There are a couple of things going on here. First, the only real fix is to cut a hole in the deck to get behind the stairs and fill in behind correctly. Because of the deck cut that is usually a troublesome expensive project. Filling in with expanding foam can help, sometimes it even helps enough, but it isn't the right way to fix it. Second, I'll just bet they intended to use the $4 expanding foam all along, and were just making up something about foam packs to justify a higher price.
 
Polyurethane foam is frequently used for filling voids underneath and lifting roadways, interior floors, bridge abutments and all kinds of other heavy structures. We use it pretty frequently to void fill under and lift pool decks and have even used it to raise a concrete pool (the pool itself) that settled. There are specific formulations of polyurethane foam for geotechnical/ground contact applications, particuarly in wet environments, which are different from canned foam.

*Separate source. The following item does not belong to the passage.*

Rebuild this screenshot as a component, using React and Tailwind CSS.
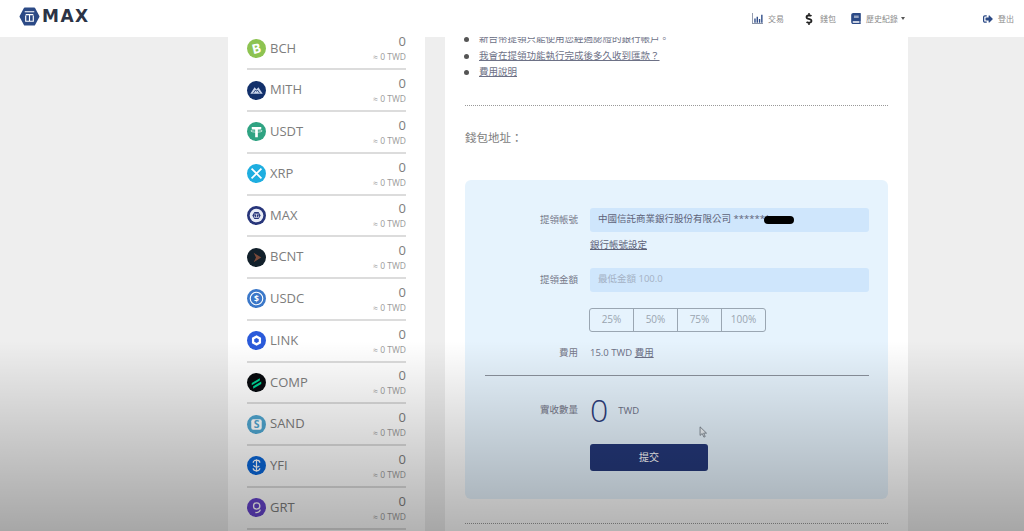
import React from 'react';
import { FaBook, FaDollarSign, FaSignOutAlt } from 'react-icons/fa';

const font = "font-['Open_Sans','Noto_Sans_CJK_TC',sans-serif]";

// coin logos, all drawn in a 20x20 box
const coinArt = {
    BCH: (
        <>
            <circle cx="10" cy="10" r="10" fill="#8dc351" />
            <text x="10" y="15" textAnchor="middle" fontSize="14" fontWeight="700" fill="#fff" transform="rotate(-14 10 10)" fontFamily="Open Sans">B</text>
        </>
    ),
    MITH: (
        <>
            <circle cx="10" cy="10" r="10" fill="#12306b" />
            <path d="M3.5 13.5 L8 6.5 L10 9 L12 6.5 L16.5 13.5 Z" fill="#c7d3ea" />
            <path d="M6.5 13 L9 9.5 L10 11 L11 9.5 L13.5 13" fill="none" stroke="#12306b" strokeWidth="0.8" />
        </>
    ),
    USDT: (
        <>
            <circle cx="10" cy="10" r="10" fill="#2fa382" />
            <path d="M5 5.2h10v2.4h-3.6V16H8.6V7.6H5z" fill="#fff" />
            <ellipse cx="10" cy="9.4" rx="6" ry="1.3" fill="none" stroke="#fff" strokeWidth="0.7" />
        </>
    ),
    XRP: (
        <>
            <circle cx="10" cy="10" r="10" fill="#1eaee0" />
            <path d="M4.8 4.8 L15.2 15.2 M15.2 4.8 L4.8 15.2" stroke="#fff" strokeWidth="1.8" />
        </>
    ),
    MAX: (
        <>
            <circle cx="10" cy="10" r="10" fill="#27357a" />
            <circle cx="10" cy="10" r="7.2" fill="#e8ecf6" />
            <path d="M5.6 10 L7.8 6.2 H12.2 L14.4 10 L12.2 13.8 H7.8 Z" fill="#27357a" />
            <path d="M7.5 8.5h5M7.8 10v2h4.4v-2M10 8.5v3.5" stroke="#fff" strokeWidth="0.7" fill="none" />
        </>
    ),
    BCNT: (
        <>
            <circle cx="10" cy="10" r="10" fill="#12202b" />
            <path d="M7 5 L15 10 L7 15 L9.5 10 Z" fill="#7b4a3a" />
        </>
    ),
    USDC: (
        <>
            <circle cx="10" cy="10" r="10" fill="#3b78c9" />
            <circle cx="10" cy="10" r="6.6" fill="none" stroke="#fff" strokeWidth="1.2" />
            <text x="10" y="13.2" textAnchor="middle" fontSize="9" fontWeight="700" fill="#fff" fontFamily="Open Sans">$</text>
        </>
    ),
    LINK: (
        <>
            <circle cx="10" cy="10" r="10" fill="#2a5ada" />
            <path d="M10 4.4 L14.8 7.2 V12.8 L10 15.6 L5.2 12.8 V7.2 Z" fill="#fff" />
            <path d="M10 7.4 L12.4 8.7 V11.3 L10 12.6 L7.6 11.3 V8.7 Z" fill="#2a5ada" />
        </>
    ),
    COMP: (
        <>
            <circle cx="10" cy="10" r="10" fill="#070a0e" />
            <path d="M5 10.5 L13.5 5.5 V8 L5 13 Z M6.5 14 L15 9 V11.5 L6.5 16.5 Z" fill="#00d395" />
        </>
    ),
    SAND: (
        <>
            <circle cx="10" cy="10" r="10" fill="#4fa6d0" />
            <rect x="4.5" y="4.5" width="11" height="11" rx="2" fill="#fff" />
            <text x="10" y="14" textAnchor="middle" fontSize="11" fontWeight="700" fill="#4fa6d0" fontFamily="Open Sans">S</text>
        </>
    ),
    YFI: (
        <>
            <circle cx="10" cy="10" r="10" fill="#0a66d8" />
            <path d="M10 3.5V16.5M6.5 7a3.5 2.6 0 0 1 7 0M13.5 13a3.5 2.6 0 0 1-7 0M7 9.5a3.2 2.2 0 0 0 6 1" fill="none" stroke="#fff" strokeWidth="1.3" />
        </>
    ),
    GRT: (
        <>
            <circle cx="10" cy="10" r="10" fill="#6543cc" />
            <circle cx="10.2" cy="8.4" r="3.3" fill="none" stroke="#fff" strokeWidth="1.4" />
            <path d="M14 12.2 C13.5 14.5 11.5 15.5 8.8 15.3" fill="none" stroke="#fff" strokeWidth="1.4" />
        </>
    ),
};

const coins = Object.keys(coinArt);

const Coin = ({ name }) => (
    <div className="flex h-[41.75px] items-center border-b-2 border-[#dcdcdc] shrink-0">
        <svg viewBox="0 0 20 20" className="w-[19px] h-[19px] shrink-0">{coinArt[name]}</svg>
        <span className="ml-[4px] text-[13px] text-[#7d7d7d]">{name}</span>
        <div className="ml-auto flex flex-col items-end">
            <span className="text-[13px] leading-[18px] text-[#7d7d7d]">0</span>
            <span className="text-[8.5px] leading-[14px] text-[#9a9a9a]">≈ 0 TWD</span>
        </div>
    </div>
);

const Field = ({ label, children }) => (
    <div className="flex items-center">
        <div className="w-[113px] shrink-0 mt-[1px] text-right text-[9.5px] text-[#77798a]">{label}</div>
        <div className="ml-[12px] flex-1 min-w-0">{children}</div>
    </div>
);

const NavItem = ({ icon, label, caret, className }) => (
    <div className={`flex items-center text-[8px] text-[#8a8a8a] ${className}`}>
        {icon}
        <span>{label}</span>
        {caret && <span className="ml-[3px] border-x-[2.5px] border-t-[3px] border-x-transparent border-t-[#555]" />}
    </div>
);

const App = () => {
    return (
        <div className={`relative w-[1024px] h-[531px] overflow-hidden bg-[#eeeeee] ${font}`}>
            <header className="relative z-10 flex items-center h-[37px] bg-white pl-[19px]">
                <svg viewBox="0 0 22 20" className="w-[21px] h-[19px] mt-[-4px]">
                    <path d="M1.5 10 L6 1.5 H16 L20.5 10 L16 18.5 H6 Z" fill="#2c4a86" stroke="#2c4a86" strokeWidth="2" strokeLinejoin="round" />
                    <path d="M6 5h10M7 8h8M7 9v6h8V9M11 8v7" stroke="#fff" strokeWidth="1.2" fill="none" />
                </svg>
                <span className="ml-[2px] mt-[-4px] w-[48px] font-['DejaVu_Sans',sans-serif] text-[17px] font-bold tracking-[1.5px] text-[#2b3345]">MAX</span>
                <NavItem
                    className="ml-[662px] w-[52px]"
                    label="交易"
                    icon={
                        <svg viewBox="0 0 12 12" className="w-[11px] h-[11px] mr-[5px]" fill="#2c4a86">
                            <path d="M0 0h1v11h11v1H0z" fill="#8a94a8" />
                            <path d="M2.5 6h1.5v4.5H2.5zM5 4h1.5v6.5H5zM7.5 6.5H9v4H7.5zM10 2h1.5v8.5H10z" />
                        </svg>
                    }
                />
                <NavItem
                    className="w-[47px]"
                    label="錢包"
                    icon={<FaDollarSign className="w-[10px] h-[12px] mr-[6px] text-[#222]" />}
                />
                <NavItem
                    className="w-[132px]"
                    label="歷史紀錄"
                    caret
                    icon={<FaBook className="w-[10px] h-[11px] mr-[5px] text-[#2c4a86]" />}
                />
                <NavItem
                    label="登出"
                    icon={<FaSignOutAlt className="w-[10px] h-[10px] mr-[5px] text-[#2c4a86]" />}
                />
            </header>

            <main className="flex h-[494px] overflow-hidden pl-[228px] gap-[20px]">
                <section className="w-[197px] shrink-0 bg-white px-[19px]">
                    <div className="flex flex-col -mt-[8.5px]">
                        {coins.map(name => <Coin key={name} name={name} />)}
                    </div>
                </section>

                <section className="w-[463px] shrink-0 bg-white px-[20px]">
                    <ul className="-mt-[6px] pl-[14px] text-[9.5px] leading-[16.5px] text-[#6d7186]">
                        {[
                            { text: '新台幣提領只能使用您經過認證的銀行帳戶。' },
                            { text: '我會在提領功能執行完成後多久收到匯款？', link: true },
                            { text: '費用說明', link: true },
                        ].map(item => (
                            <li key={item.text} className="relative">
                                <span className="absolute left-[-15px] top-[6px] w-[5px] h-[5px] rounded-full bg-[#555]" />
                                <span className={item.link ? 'underline' : ''}>{item.text}</span>
                            </li>
                        ))}
                    </ul>

                    <div className="mt-[24px] border-t border-dotted border-[#999]" />
                    <div className="mt-[22px] text-[11.5px] leading-[20px] text-[#7d7d7d]">錢包地址：</div>

                    <div className="relative mt-[32px] rounded-[6px] bg-[#e6f3fd] pt-[28px] pb-[28px] pr-[19px]">
                        <Field label="提領帳號">
                            <div className="flex items-center h-[24px] rounded-[3px] bg-[#cfe6fc] pl-[8px] text-[9.5px] text-[#5d6278]">
                                中國信託商業銀行股份有限公司 *******
                                <span className="-ml-[6px] w-[30px] h-[8px] rounded-full bg-black" />
                            </div>
                        </Field>
                        <div className="ml-[125px] mt-[3px] text-[9.5px] leading-[20px] text-[#5d6278] underline">銀行帳號設定</div>

                        <div className="mt-[13px]">
                            <Field label="提領金額">
                                <div className="flex items-center h-[24px] rounded-[3px] bg-[#cfe6fc] pl-[8px] text-[9.5px] text-[#a4b1c4]">
                                    最低金額 100.0
                                </div>
                            </Field>
                        </div>

                        <div className="ml-[124px] mt-[16px] flex w-[177px] h-[24px] rounded-[3px] border border-[#9aa6b2] text-[10px] text-[#9aa5b0]">
                            {['25%', '50%', '75%', '100%'].map(pct => (
                                <div key={pct} className="flex flex-1 items-center justify-center border-l border-[#9aa6b2] first:border-l-0">{pct}</div>
                            ))}
                        </div>

                        <div className="mt-[11px] h-[20px]">
                            <Field label="費用">
                                <div className="text-[9.5px] leading-[20px] text-[#6d7186]">15.0 TWD <span className="underline">費用</span></div>
                            </Field>
                        </div>

                        <div className="ml-[20px] mt-[12px] border-t border-[#8b929c]" />

                        <div className="mt-[14px] h-[40px]">
                            <Field label="實收數量">
                                <div className="flex items-center h-[40px]">
                                    <span className="text-[32px] font-light leading-[40px] text-[#2c3e7c]">0</span>
                                    <span className="ml-[10px] mt-[3px] text-[9.5px] text-[#6d7186]">TWD</span>
                                </div>
                            </Field>
                        </div>

                        <div className="ml-[125px] mt-[14px] flex items-center justify-center w-[118px] h-[27px] rounded-[3px] bg-[#24387a] text-[10px] text-white">提交</div>

                        <svg viewBox="0 0 10 14" className="absolute left-[234px] top-[246px] w-[9px] h-[12px]">
                            <path d="M1 1 V11 L3.5 8.8 L5.5 13 L7 12.3 L5.2 8.3 H8.5 Z" fill="#eef3f7" stroke="#59636e" strokeWidth="0.8" />
                        </svg>
                    </div>

                    <div className="mt-[24px] border-t border-dotted border-[#999]" />
                </section>
            </main>

            {/* video player shade along the bottom */}
            <div className="absolute inset-x-0 bottom-0 z-20 h-[190px] bg-gradient-to-b from-transparent to-black/30 pointer-events-none" />
        </div>
    );
};

export default App;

The expansive properties of polyurethane are excellent for tricky void fills like under step assemblies, but canned foams are not designed to be flowable (they come out of the can foaming, as opposed to staying liquid for a couple of seconds before expanding), so they don't necessarily fill expansive, narrow voids very well.

Due to the somewhat strange ("inventive"?) methods builders use to hedge against spongy steps, it can sometimes be tough to get grout to flow into all of the voids at low enough pressure to avoid deflection of the steps by filling only through the surface, which usually costs a couple hundred dollars.